Well, if there was ever a genuine Wyatt Earp of retailing, that would be Allen Questrom. Not only is Questrom among one of the very few CEOs who has come out unscathed by the daily shootouts in the world of retail, he has arguably had a flawless record of success, not the least of which was the previous turnaround of JC Penney under his tenure as CEO from 2000 to 2004. Prior to JCP, he was CEO at Federated Department Stores, Neiman-Marcus, and turnaround-CEO at Barney’s.
Wow was all I could say upon learning about that major move by Ackman. And a double ‘wow’ was an understatement when Ackman was quoted: “Allen Questrom has agreed to return as chairman of the board and assist in a turnaround as long as we hire a CEO that he supports.” When queried by the press, Questrom did acknowledge that while he “…did not want to come back,” he believed JC Penney was salvageable and that he would consider the chairmanship if they could recruit the “…right CEO and a CEO that would be comfortable with him.” And the “right” CEO, according to Questrom and further defined by Ackman in his letter to the board, is one who has department store and CEO experience, strong operational skills and a successful public company record.
And just who might that be?
Enter Doc Holliday
Well, in keeping with the analogy, and as one of the names widely spread around, I took liberty in dubbing him, Ken “Doc Holliday” Hicks, as a potential new CEO . Currently CEO of Footlocker, he successfully led that business to new heights over the past couple years from $4.9 billion in sales (but in decline) when he took over in 2009, to $6.1 billion in 2012. Ken Hicks not only had department store experience with 11 years as a senior merchant at May Co., but of more relevance, he was with JC Penney for seven years before leaving for Footlocker. So he was working for Allen Questrom for two of Questrom’s “turnaround” years, and achieved the title of president and chief merchandising officer before departing.
Without a doubt, Hicks has all of the qualifications as outlined by Questrom and Ackman, and more importantly, given their past relationship, Hicks would likely be a CEO who would be comfortable with Questrom as Chairman.
And why would Ken Hicks leave the very successful, lucrative, and rewarding leadership position of a business that he has turned around and can likely grow to another much higher level (projecting longer term sales of $7.5 billion)? Furthermore, why would he leave to go back to the mess that JC Penney is now struggling to get out of; indeed, perhaps the biggest turnaround challenge in the history of retail?
Well, perhaps because it is such a mess, and a gigantic challenge. And maybe that’s why Questrom was interested in the Chairman’s role.

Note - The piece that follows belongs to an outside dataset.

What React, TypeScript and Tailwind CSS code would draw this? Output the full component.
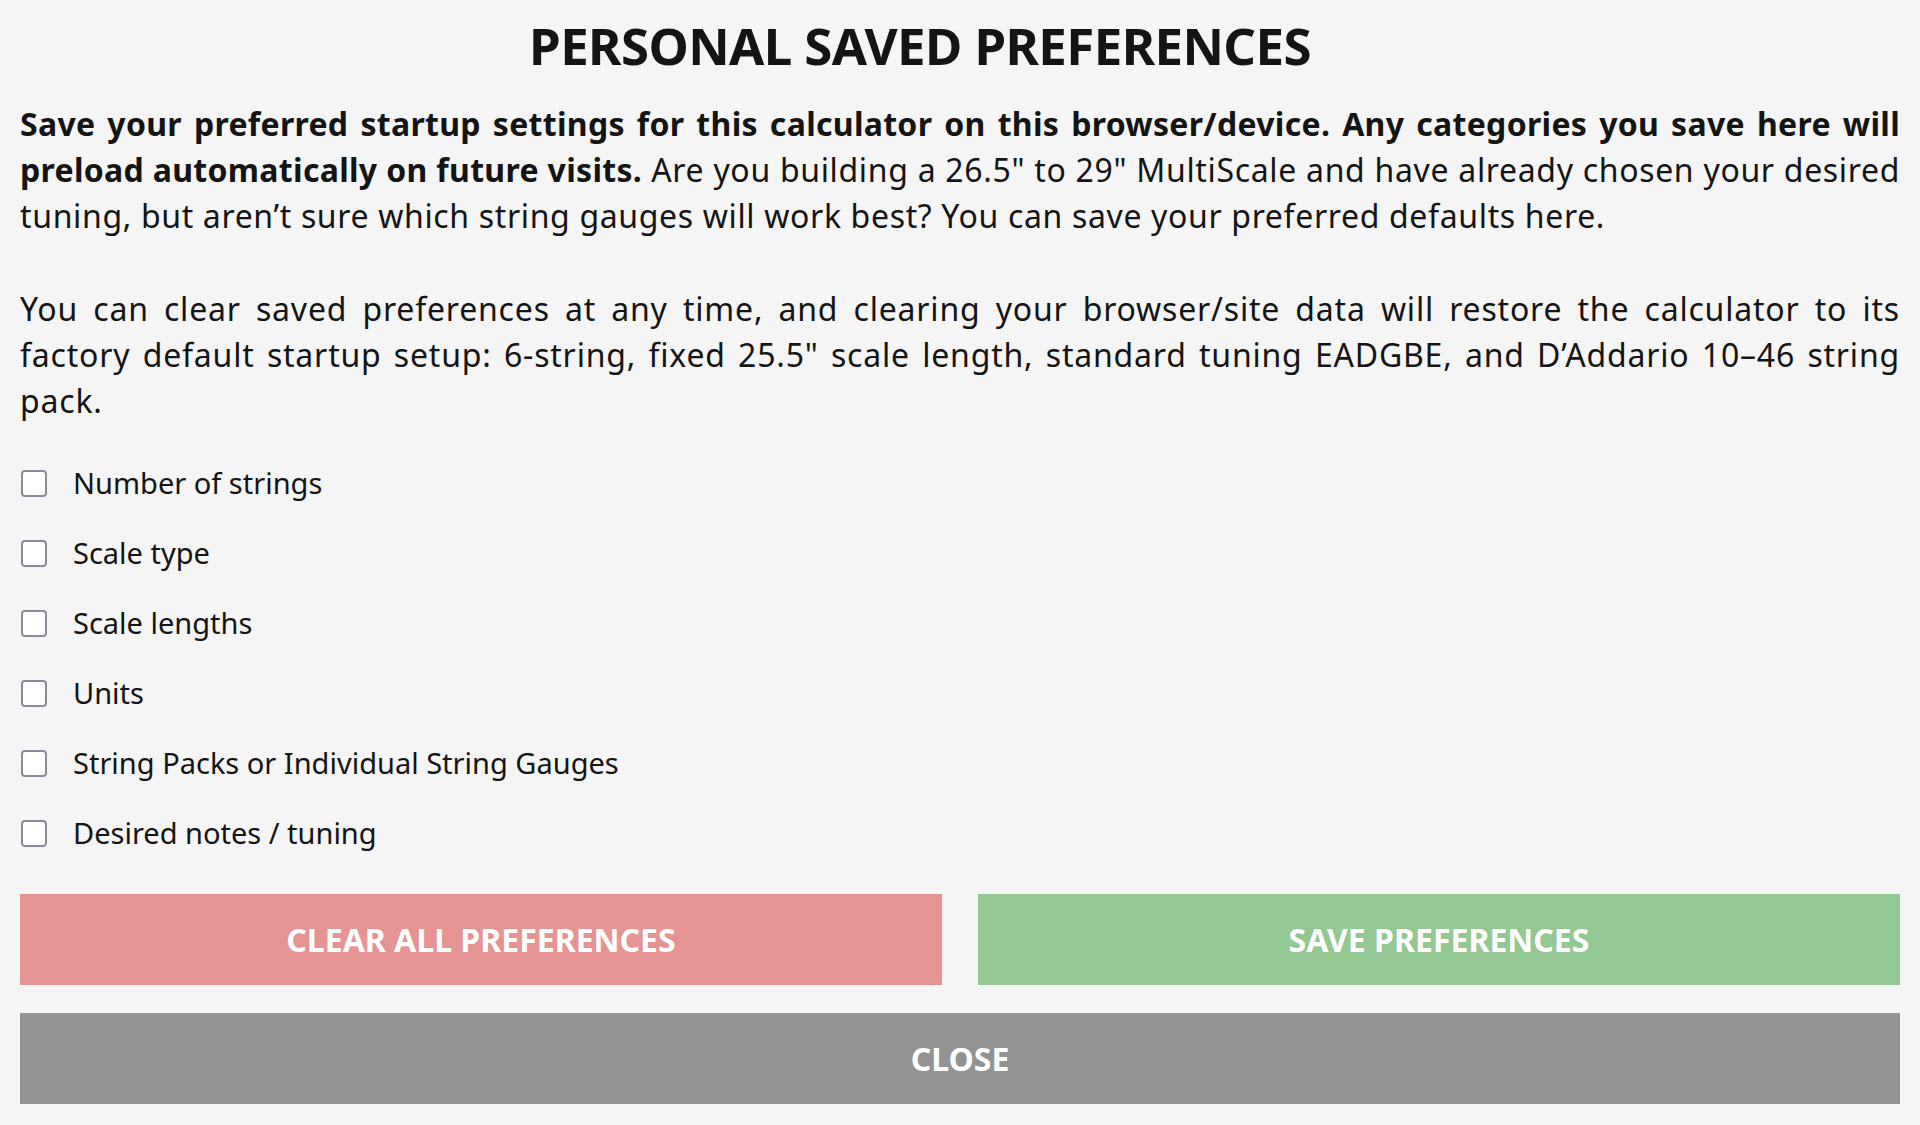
import { useState } from 'react'

const OPTIONS = [
  'Number of strings',
  'Scale type',
  'Scale lengths',
  'Units',
  'String Packs or Individual String Gauges',
  'Desired notes / tuning',
]

export default function App() {
  const [checked, setChecked] = useState<boolean[]>(Array(OPTIONS.length).fill(false))

  const toggle = (index: number) => {
    const next = [...checked]
    next[index] = !next[index]
    setChecked(next)
  }

  return (
    <div
      className="min-h-screen bg-[#f5f5f5] px-[20px] pt-[15px] pb-[20px] text-[#141414]"
      style={{ fontFamily: '"Noto Sans", "Open Sans", sans-serif' }}
    >
      <h1 className="pr-[80px] text-center text-[51px] font-bold leading-[60px] tracking-[-0.6px]">
        PERSONAL SAVED PREFERENCES
      </h1>

      <div className="mt-[26px] text-justify text-[32px] leading-[46px] tracking-[0.65px]">
        <p>
          <strong className="font-bold tracking-[0.3px]">
            Save your preferred startup settings for this calculator on this browser/device. Any
            categories you save here will preload automatically on future visits.
          </strong>{' '}
          Are you building a 26.5" to 29" MultiScale and have already chosen your desired tuning, but
          aren’t sure which string gauges will work best? You can save your preferred defaults here.
        </p>
        <p className="mt-[47px] tracking-[0.8px]">
          You can clear saved preferences at any time, and clearing your browser/site data will
          restore the calculator to its factory default startup setup: 6-string, fixed 25.5" scale
          length, standard tuning EADGBE, and D’Addario 10–46 string pack.
        </p>
      </div>

      <div className="mt-[24px] flex flex-col">
        {OPTIONS.map((label, index) => (
          <label key={label} className="flex h-[70px] cursor-pointer items-center gap-[26px]">
            <input
              type="checkbox"
              checked={checked[index]}
              onChange={() => toggle(index)}
              className="ml-[1px] h-[27px] w-[26px] shrink-0 cursor-pointer appearance-none rounded-[4px] border-2 border-[#8d899b] bg-white checked:bg-[#8d899b]"
            />
            <span className="text-[29px] leading-[40px]">{label}</span>
          </label>
        ))}
      </div>

      <div className="mt-[26px] grid grid-cols-2 gap-x-[36px] gap-y-[28px]">
        <button className="h-[91px] bg-[#e59393] text-[32px] font-bold text-white">
          CLEAR ALL PREFERENCES
        </button>
        <button className="h-[91px] bg-[#94c893] text-[32px] font-bold text-white">
          SAVE PREFERENCES
        </button>
        <button className="col-span-2 h-[91px] bg-[#939393] text-[32px] font-bold text-white">
          CLOSE
        </button>
      </div>
    </div>
  )
}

Regardless of any enormous financial incentives, maybe both of these “gun-slingers” still have former JCP friends and feel connected to the company enough to want to save it (i.e., Wyatt and Doc protecting Tombstone from the bad guys).
Will The Real Wyatt Earp Please Stand UpWith bullets ricocheting from every direction, one had to wonder where current (and former) CEO Mike Ullman was. I presumed and hoped he was hunkered down, dodging the bullets, and doing his job which is what the board asked him to do.) He was to stabilize the business while they searched for a new CEO. At that point, any sane person would have to have wondered why he chose tocome out of retirement to save Tombstone.
And I must say, as I’ve said before, Ullman was the perfect choice, a decision that Ackman had to be a part of, along with the rest of the board. Having been CEO prior to Ron Johnson for the better part of a decade, he certainly had the experience to calm the internal chaos, stabilize the financial situation, re-connect and solidify vendor relations, re-position the merchandising strategy, including the re-entry of a couple of their vaunted private brands, and generally to get the entire operation on a more positive trajectory.
And, that is exactly what Ullman is doing. The poor Q2 results notwithstanding, as reported in the JCP August 20th conference call, his comments certainly indicated that he and his team had a very clear understanding (on both a strategic and tactical level), of what the issues and challenges are, and how they intend to address them. And, he realistically cautioned that the turnaround is a slow and complex process. There was some indication that post-Holiday results may begin to show some “sprouts” so to speak.
As I recall the real Wyatt Earp, while he was one of the fastest “draws in the West,” like Sun Tzu (author of The Art of War), he knew and understood the battlefield and all the warriors involved before he opened fire.
So, Wyatt Earp, Sun Tzu or whoever you want to compare Mike Ullman with, he’s not firing blindly, he is methodically doing what he does best, running a retail business, with the added complexity of turning it around.
Ackman and His Ilk Should go Back to What They do BestIronically, Ackman had patience for a year as Ron Johnson attempted to achieve his vision. But, with Ullman only a few months into a historically complex turnaround, hardly enough time to get the enormously wounded ship’s engines to begin working again, the activist came “gunning” for him.
It occurred to me that many of these young hedge fund tycoons who become billionaires, seem to get bored just trading paper and looking at numbers all day. I think that’s when the likes of Bill Ackman, along with Eddie Lampert and many others, say to themselves, “if I’m smart enough to make all of this money, I can certainly run a retail business.”
I say go back to the boredom of trading paper and looking at numbers all day long. That is what you do best. And, it appears that Ackman is doing just that as he begins to sell his shares, with a big loss I might add.
As they say out West: “Know when to hold ‘em and when to fold ‘em.”